Libgit2 something different. Although it’s said to have some common code, it doesn’t support all features. Git is a command line software with a mix of scripts and compiled executables, and not all code seems to be written in a way that could be used by external tools.

Hmm. The comment you added to the issue says git stash push --staged is not available in libgit2. Can’t you mimic it like DVC does for branches?

I don’t want to depend on Git at that level.

So, you’ll be using the CLI and shell for Git?

Yes, I believe, at the moment, before any performance tests that this doesn’t matter much. Running Git commands once in a while using shell shouldn’t make much difference in overall performance.

Then you’ll use it like a command line tool, like the user?

Yes, and I’ll make it to run outside of the usual threads. All Git will be like a sandwich, wrapping Xvc operations. If there are --git-ref instructions in an xvc command, it will be run before Xvc performs the command, and if there are any changes in Xvc metafiles, they will be commit to current branch.

graph LR

co["git checkout"] --> xvc
xvc --> cm["git commit"]

MERMAID

The first could be a branch, as well. So we have,

graph LR

br["git branch"] --> xvc
co["git checkout"] --> xvc
xvc --> cm["git commit"]

MERMAID

Looks sensible. How will you reflect these in the command line?

With something like xvc --git-checkout my-branch file list

Hmm, and for branch?

I think instead of different options for branch, checkout or tag, we can have a git-ref option that marks the option as a git reference. It will be checkout, or created as a branch from the current one if it doesn’t exist?

I think creating a branch is not a good idea. It should be explicit. You can just send the --git-ref value to git checkout and perform Xvc operation. If the user wants to create a branch, I think they can do it themselves.

What about storing the results in a branch, after adding a bunch of files, they may want to store it in another branch, maybe?

That’s sensible. We can have another option, like --to-branch in certain operations.

Or in xvc command as a general option. In that case, we can change the option names to --from-ref and --to-branch. It will be like:

graph LR

fr["git checkout $(--from-ref)"] --> xvc
xvc --> tb["git checkout --branch $(--to-branch)"]
tb --> co["git add .xvc && git commit -m 'xvc cmd'"]

MERMAID

If no such options are given, xvc will run without branching, right?

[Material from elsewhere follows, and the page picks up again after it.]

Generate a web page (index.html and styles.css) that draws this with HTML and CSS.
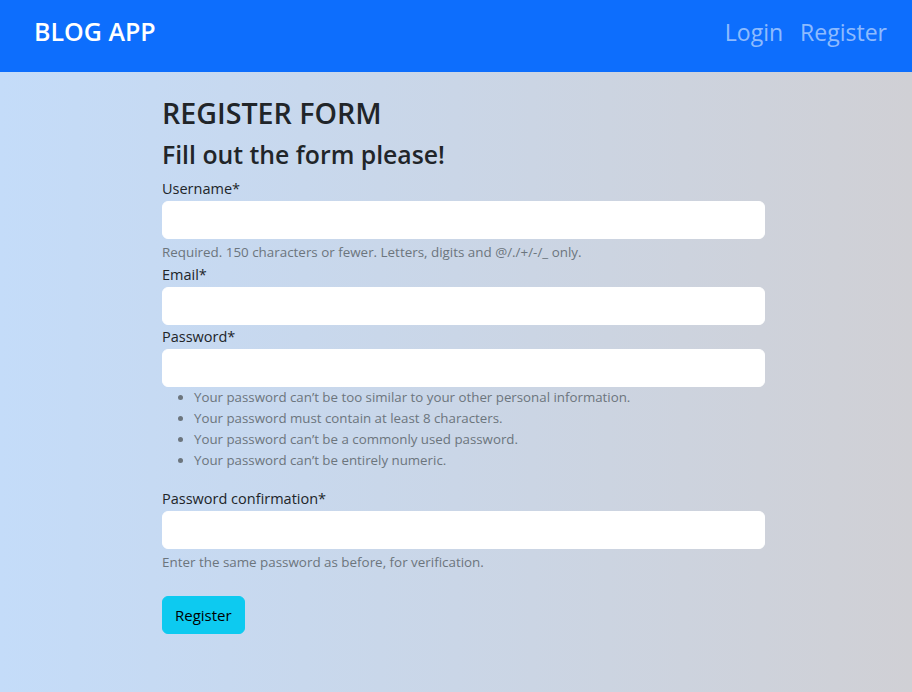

Yep. --from-ref and --to-branch options are just shortcuts for user behavior. Any other VCS tool could be used this way. We don’t need to integrate Git at the library level.

This brings the question of portability though. When you aim the software to be portable, you can’t rely on the existence of Git on the host, right?

I think a git.command option in the configuration is a good idea. Xvc will issue a warning if it can’t run the commands.

Will you use shell to run this command. Otherwise no $PATH configuration is possible, you know.

I believe that could be another option. git.use_shell. If git.command is set to an absolute path, Xvc may use it without the shell. Otherwise it can use the shell. Running the process only will make it faster and more secure.

There is also this option to run Xvc in another process. Because we may access Git in the shell that runs Xvc and if we can access it, maybe we don’t need shell execution in the process.

That’s a cool idea. But I wouldn’t add that extra complexity. Instead, we can try to find the git executable if git.command is not an absolute path. If git.command = /usr/bin/git in the configuration, we use it as is. Otherwise we can get $PATH or %PATH% from the environment, and search git.command in that to find the exact executable.

It looks there is a crate called which just doing what we are looking for to do.

Ah, cool. Then we can just ask that for the executable, and run it. We don’t need to drop to shell.

Yep. Let’s go back to implementation now.